Pictures stay out of your copy, but everything else in the records below must be repeated exactly.

::::::

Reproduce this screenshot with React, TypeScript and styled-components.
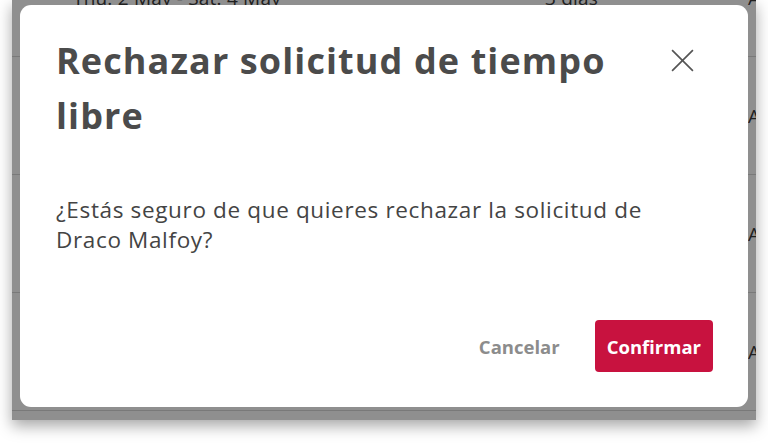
import React from "react";
import styled, { createGlobalStyle } from "styled-components";

// Time-off reject confirmation dialog shown over the requests table

const GlobalStyle = createGlobalStyle`
  html, body { margin: 0; padding: 0; background: #ffffff; }
  body { font-family: "Open Sans", "Noto Sans", sans-serif; }
  * { box-sizing: border-box; }
`;

const Stage = styled.div`
  width: 768px;
  height: 445px;
  padding: 0 12px;
  overflow: hidden;
`;

const Screen = styled.div`
  position: relative;
  height: 420px;
  background: #ffffff;
  overflow: hidden;
  box-shadow: 0 6px 14px rgba(0, 0, 0, 0.35);
`;

const Table = styled.div`
  display: flex;
  flex-direction: column;
  margin-top: -61px;
`;

const Row = styled.div`
  display: flex;
  align-items: center;
  height: 118px;
  padding-left: 61px;
  border-bottom: 1px solid #d8d8d8;
  font-size: 19px;
  letter-spacing: 0.2px;
  color: #3a3a3a;
  white-space: nowrap;
`;

const Cell = styled.div<{ w?: number }>`
  flex: 0 0 ${({ w }) => (w ? `${w}px` : "auto")};
`;

const Overlay = styled.div`
  position: absolute;
  inset: 0;
  background: rgba(0, 0, 0, 0.44);
  display: flex;
  padding: 5px 8px 13px;
`;

const Dialog = styled.div`
  flex: 1;
  display: flex;
  flex-direction: column;
  background: #ffffff;
  border-radius: 11px;
  padding: 28px 35px 35px 36px;
`;

const Header = styled.div`
  display: flex;
  align-items: flex-start;
  gap: 20px;
`;

const Title = styled.h2`
  flex: 1;
  margin: 0;
  font-size: 36px;
  line-height: 55px;
  font-weight: 700;
  color: #4b4b4b;
  letter-spacing: 1.1px;
`;

const CloseButton = styled.button`
  display: flex;
  align-items: center;
  justify-content: center;
  width: 28px;
  height: 28px;
  margin: 13px 17px 0 0;
  padding: 0;
  border: none;
  background: transparent;
  color: #555555;
  cursor: pointer;
  svg { width: 25px; height: 25px; }
`;

const Message = styled.p`
  max-width: 600px;
  margin: 52px 0 0;
  font-size: 22.5px;
  line-height: 30px;
  letter-spacing: 0.65px;
  color: #444444;
`;

const Footer = styled.div`
  margin-top: auto;
  display: flex;
  justify-content: flex-end;
  align-items: center;
  gap: 35px;
`;

const ActionButton = styled.button<{ primary?: boolean }>`
  height: 52px;
  padding: 0 ${({ primary }) => (primary ? "12px" : "0")};
  border: none;
  border-radius: 4px;
  font-family: inherit;
  font-size: 18.5px;
  font-weight: 700;
  cursor: pointer;
  background: ${({ primary }) => (primary ? "#c8123f" : "transparent")};
  color: ${({ primary }) => (primary ? "#ffffff" : "#8c8c8c")};
`;

const rows = [0, 1, 2, 3];

export default function App() {
  return (
    <>
      <GlobalStyle />
      <Stage>
        <Screen>
          <Table>
            {rows.map((r) => (
              <Row key={r}>
                <Cell w={472}>Thu. 2 May - Sat. 4 May</Cell>
                <Cell w={203}>3 días</Cell>
                <Cell>Aprobado</Cell>
              </Row>
            ))}
          </Table>
          <Overlay>
            <Dialog role="dialog" aria-modal="true">
              <Header>
                <Title>Rechazar solicitud de tiempo libre</Title>
                <CloseButton aria-label="Cerrar">
                  <svg viewBox="0 0 24 24" fill="none" aria-hidden="true">
                    <path d="M2 2 L22 22 M22 2 L2 22" stroke="currentColor" strokeWidth="1.6" />
                  </svg>
                </CloseButton>
              </Header>
              <Message>
                ¿Estás seguro de que quieres rechazar la solicitud de Draco Malfoy?
              </Message>
              <Footer>
                <ActionButton>Cancelar</ActionButton>
                <ActionButton primary>Confirmar</ActionButton>
              </Footer>
            </Dialog>
          </Overlay>
        </Screen>
      </Stage>
    </>
  );
}
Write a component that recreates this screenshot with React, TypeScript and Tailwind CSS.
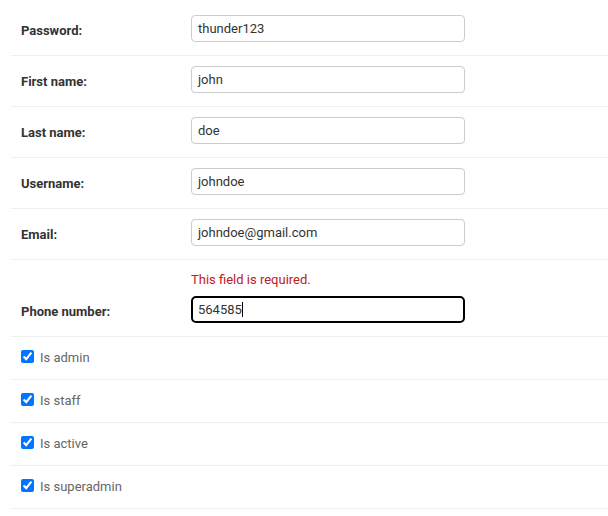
const fields = [
  { label: 'Password:', value: 'thunder123' },
  { label: 'First name:', value: 'john' },
  { label: 'Last name:', value: 'doe' },
  { label: 'Username:', value: 'johndoe' },
  { label: 'Email:', value: 'johndoe@gmail.com' },
];

const checks = ['Is admin', 'Is staff', 'Is active', 'Is superadmin'];

const FieldLabel = ({ text }: { text: string }) => (
  <div className="w-[170px] shrink-0 h-[27px] flex items-center pt-[4px] text-[13px] font-bold text-[#333]">
    {text}
  </div>
);

const App = () => {
  return (
    <div className="bg-white min-h-[516px] pl-[11px] pt-[5px] font-['Roboto',sans-serif]">
      {fields.map((f) => (
        <div key={f.label} className="flex items-center border-b border-[#eee] pl-[10px] pt-[10px] pb-[13px]">
          <FieldLabel text={f.label} />
          <div className="w-[274px] h-[27px] border border-[#ccc] rounded-[4px] bg-white px-[6px] flex items-center text-[13px] text-[#333]">
            {f.value}
          </div>
        </div>
      ))}

      <div className="flex items-end border-b border-[#eee] pl-[10px] pt-[10px] pb-[13px]">
        <FieldLabel text="Phone number:" />
        <div className="flex flex-col">
          <div className="h-[26px] leading-[20px] text-[13px] text-[#ba2121]">This field is required.</div>
          <div className="w-[274px] h-[27px] border-2 border-black rounded-[5px] bg-white px-[5px] flex items-center text-[13px] text-[#333]">
            564585
            <span className="inline-block w-px h-[15px] bg-black" />
          </div>
        </div>
      </div>

      {checks.map((c) => (
        <div key={c} className="flex items-start border-b border-[#eee] pl-[10px] pt-[10px] pb-[10px] h-[43px]">
          <input type="checkbox" checked readOnly className="m-0 mt-[3px] w-[13px] h-[13px]" />
          <span className="ml-[6px] pt-[1px] leading-[20px] text-[13px] text-[#666]">{c}</span>
        </div>
      ))}
    </div>
  );
};

export default App;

::::::

FINISHED EXERCISE:
Reproduce this screenshot with React, TypeScript and styled-components.
import React from "react";
import styled, { createGlobalStyle } from "styled-components";

// Time-off reject confirmation dialog shown over the requests table

const GlobalStyle = createGlobalStyle`
  html, body { margin: 0; padding: 0; background: #ffffff; }
  body { font-family: "Open Sans", "Noto Sans", sans-serif; }
  * { box-sizing: border-box; }
`;

const Stage = styled.div`
  width: 768px;
  height: 445px;
  padding: 0 12px;
  overflow: hidden;
`;

const Screen = styled.div`
  position: relative;
  height: 420px;
  background: #ffffff;
  overflow: hidden;
  box-shadow: 0 6px 14px rgba(0, 0, 0, 0.35);
`;

const Table = styled.div`
  display: flex;
  flex-direction: column;
  margin-top: -61px;
`;

const Row = styled.div`
  display: flex;
  align-items: center;
  height: 118px;
  padding-left: 61px;
  border-bottom: 1px solid #d8d8d8;
  font-size: 19px;
  letter-spacing: 0.2px;
  color: #3a3a3a;
  white-space: nowrap;
`;

const Cell = styled.div<{ w?: number }>`
  flex: 0 0 ${({ w }) => (w ? `${w}px` : "auto")};
`;

const Overlay = styled.div`
  position: absolute;
  inset: 0;
  background: rgba(0, 0, 0, 0.44);
  display: flex;
  padding: 5px 8px 13px;
`;

const Dialog = styled.div`
  flex: 1;
  display: flex;
  flex-direction: column;
  background: #ffffff;
  border-radius: 11px;
  padding: 28px 35px 35px 36px;
`;

const Header = styled.div`
  display: flex;
  align-items: flex-start;
  gap: 20px;
`;

const Title = styled.h2`
  flex: 1;
  margin: 0;
  font-size: 36px;
  line-height: 55px;
  font-weight: 700;
  color: #4b4b4b;
  letter-spacing: 1.1px;
`;

const CloseButton = styled.button`
  display: flex;
  align-items: center;
  justify-content: center;
  width: 28px;
  height: 28px;
  margin: 13px 17px 0 0;
  padding: 0;
  border: none;
  background: transparent;
  color: #555555;
  cursor: pointer;
  svg { width: 25px; height: 25px; }
`;

const Message = styled.p`
  max-width: 600px;
  margin: 52px 0 0;
  font-size: 22.5px;
  line-height: 30px;
  letter-spacing: 0.65px;
  color: #444444;
`;

const Footer = styled.div`
  margin-top: auto;
  display: flex;
  justify-content: flex-end;
  align-items: center;
  gap: 35px;
`;

const ActionButton = styled.button<{ primary?: boolean }>`
  height: 52px;
  padding: 0 ${({ primary }) => (primary ? "12px" : "0")};
  border: none;
  border-radius: 4px;
  font-family: inherit;
  font-size: 18.5px;
  font-weight: 700;
  cursor: pointer;
  background: ${({ primary }) => (primary ? "#c8123f" : "transparent")};
  color: ${({ primary }) => (primary ? "#ffffff" : "#8c8c8c")};
`;

const rows = [0, 1, 2, 3];

export default function App() {
  return (
    <>
      <GlobalStyle />
      <Stage>
        <Screen>
          <Table>
            {rows.map((r) => (
              <Row key={r}>
                <Cell w={472}>Thu. 2 May - Sat. 4 May</Cell>
                <Cell w={203}>3 días</Cell>
                <Cell>Aprobado</Cell>
              </Row>
            ))}
          </Table>
          <Overlay>
            <Dialog role="dialog" aria-modal="true">
              <Header>
                <Title>Rechazar solicitud de tiempo libre</Title>
                <CloseButton aria-label="Cerrar">
                  <svg viewBox="0 0 24 24" fill="none" aria-hidden="true">
                    <path d="M2 2 L22 22 M22 2 L2 22" stroke="currentColor" strokeWidth="1.6" />
                  </svg>
                </CloseButton>
              </Header>
              <Message>
                ¿Estás seguro de que quieres rechazar la solicitud de Draco Malfoy?
              </Message>
              <Footer>
                <ActionButton>Cancelar</ActionButton>
                <ActionButton primary>Confirmar</ActionButton>
              </Footer>
            </Dialog>
          </Overlay>
        </Screen>
      </Stage>
    </>
  );
}
Write a component that recreates this screenshot with React, TypeScript and Tailwind CSS.
const fields = [
  { label: 'Password:', value: 'thunder123' },
  { label: 'First name:', value: 'john' },
  { label: 'Last name:', value: 'doe' },
  { label: 'Username:', value: 'johndoe' },
  { label: 'Email:', value: 'johndoe@gmail.com' },
];

const checks = ['Is admin', 'Is staff', 'Is active', 'Is superadmin'];

const FieldLabel = ({ text }: { text: string }) => (
  <div className="w-[170px] shrink-0 h-[27px] flex items-center pt-[4px] text-[13px] font-bold text-[#333]">
    {text}
  </div>
);

const App = () => {
  return (
    <div className="bg-white min-h-[516px] pl-[11px] pt-[5px] font-['Roboto',sans-serif]">
      {fields.map((f) => (
        <div key={f.label} className="flex items-center border-b border-[#eee] pl-[10px] pt-[10px] pb-[13px]">
          <FieldLabel text={f.label} />
          <div className="w-[274px] h-[27px] border border-[#ccc] rounded-[4px] bg-white px-[6px] flex items-center text-[13px] text-[#333]">
            {f.value}
          </div>
        </div>
      ))}

      <div className="flex items-end border-b border-[#eee] pl-[10px] pt-[10px] pb-[13px]">
        <FieldLabel text="Phone number:" />
        <div className="flex flex-col">
          <div className="h-[26px] leading-[20px] text-[13px] text-[#ba2121]">This field is required.</div>
          <div className="w-[274px] h-[27px] border-2 border-black rounded-[5px] bg-white px-[5px] flex items-center text-[13px] text-[#333]">
            564585
            <span className="inline-block w-px h-[15px] bg-black" />
          </div>
        </div>
      </div>

      {checks.map((c) => (
        <div key={c} className="flex items-start border-b border-[#eee] pl-[10px] pt-[10px] pb-[10px] h-[43px]">
          <input type="checkbox" checked readOnly className="m-0 mt-[3px] w-[13px] h-[13px]" />
          <span className="ml-[6px] pt-[1px] leading-[20px] text-[13px] text-[#666]">{c}</span>
        </div>
      ))}
    </div>
  );
};

export default App;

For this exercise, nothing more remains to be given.